- Born: La Roche-sur-Yon
- Occupations: Professor, publisher, editor

Education
- Education: University of Toulon University of Ottawa Paris-Sorbonne University
- Thesis: Kant's theory of subjecticity (1999)
- Doctoral advisor: Alain Renaut

Philosophical work
- Era: Contemporary Philosophy
- Region: Western Philosophy
- Institutions: Paris-Panthéon-Assas University Paris-East Créteil University University of Poitiers
- Main interests: Political philosophy, Critical philosophy, social justice, multiculturalism, Income inequality
- Notable works: Voulons-nous vraiment l'égalité? (2015) Repenser l'égalité des chances (2007)
- Website: patricksavidan.com

= Patrick Savidan =

French philosopher

Patrick Savidan is a French philosopher.

== Early life and education ==
He was born in 1965 in La Roche-sur-Yon, the son of a career military officer. He spent his childhood on various military bases across Germany and France.

His teachers steered him towards vocational education. He obtained a Brevet d'études professionnelles (BEP) in Accounting, but left school during his première year, the penultimate year of French secondary education.

He competed in judo and rugby. He played for the USON Nevers in Bourges, in the second division.

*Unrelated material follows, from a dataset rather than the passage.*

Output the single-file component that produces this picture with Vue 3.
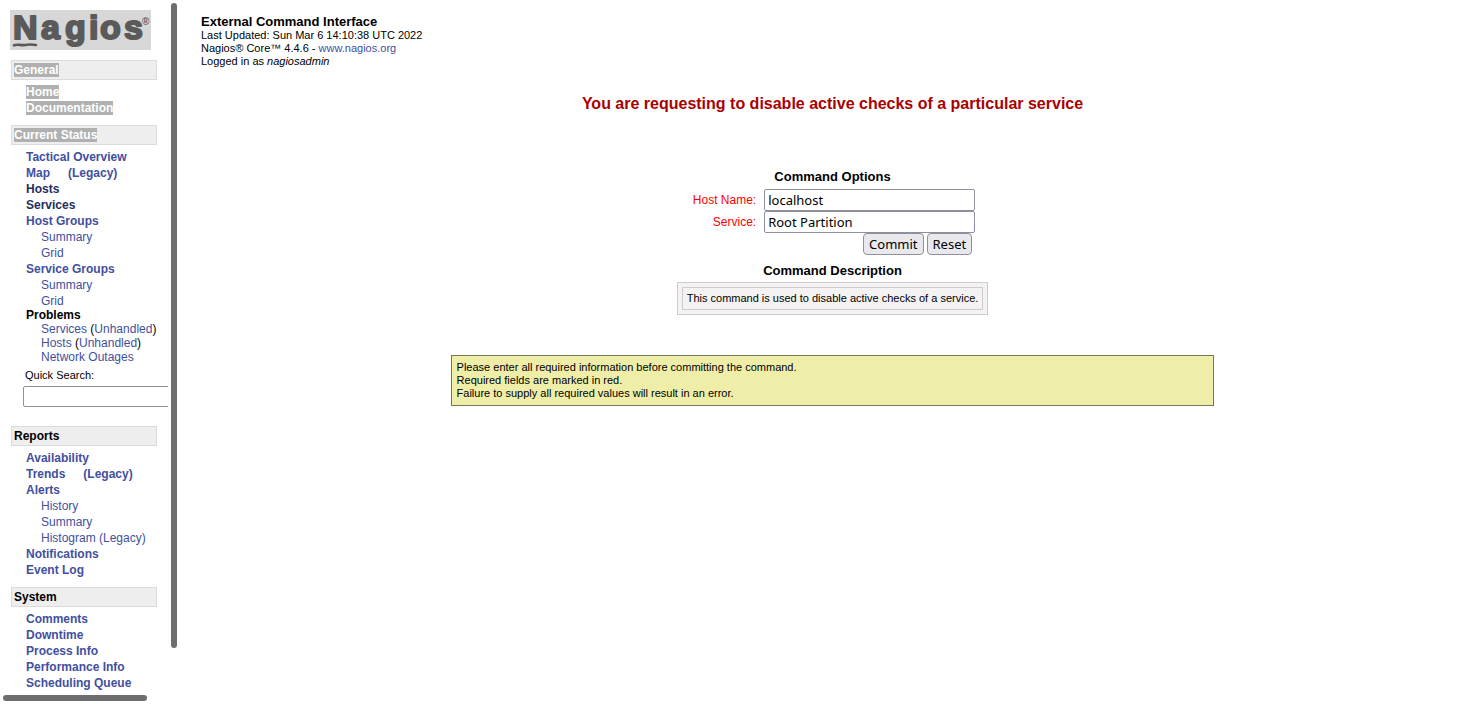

Then he resumed his studies while working as a freelance sports reporter for the Var Matin newspaper in Toulon and affiliated with the Nice-Matin media group.. He took the baccalaureat as an independent candidate and enrolled in law school at the
University of Toulon

After completing his initial law studies, he received a scholarship to pursue a master's degree in political science at the University of Ottawa in Canada. There, he studied theorists of the Frankfurt School and, under the supervision of political scientist Koula Mellos, wrote a thesis on Adorno and Habermas. He subsequently changed course to prepare for the Agrégation in philosophy, which he passed in 1996, and then was appointed as a teacher at the Lycée Dessaignes in Blois. Later, at the Paris-Sorbonne University, he defended a doctoral thesis on the critical philosophy of the subject developed by Immanuel Kant, under the supervision of philosopher Alain Renaut. His work falls within the fields of contemporary political philosophy and ethics, focusing in particular on issues of social justice and democracy.

== Work ==
Savidan was an associate professor at the Paris-Sorbonne University from 2000-2009.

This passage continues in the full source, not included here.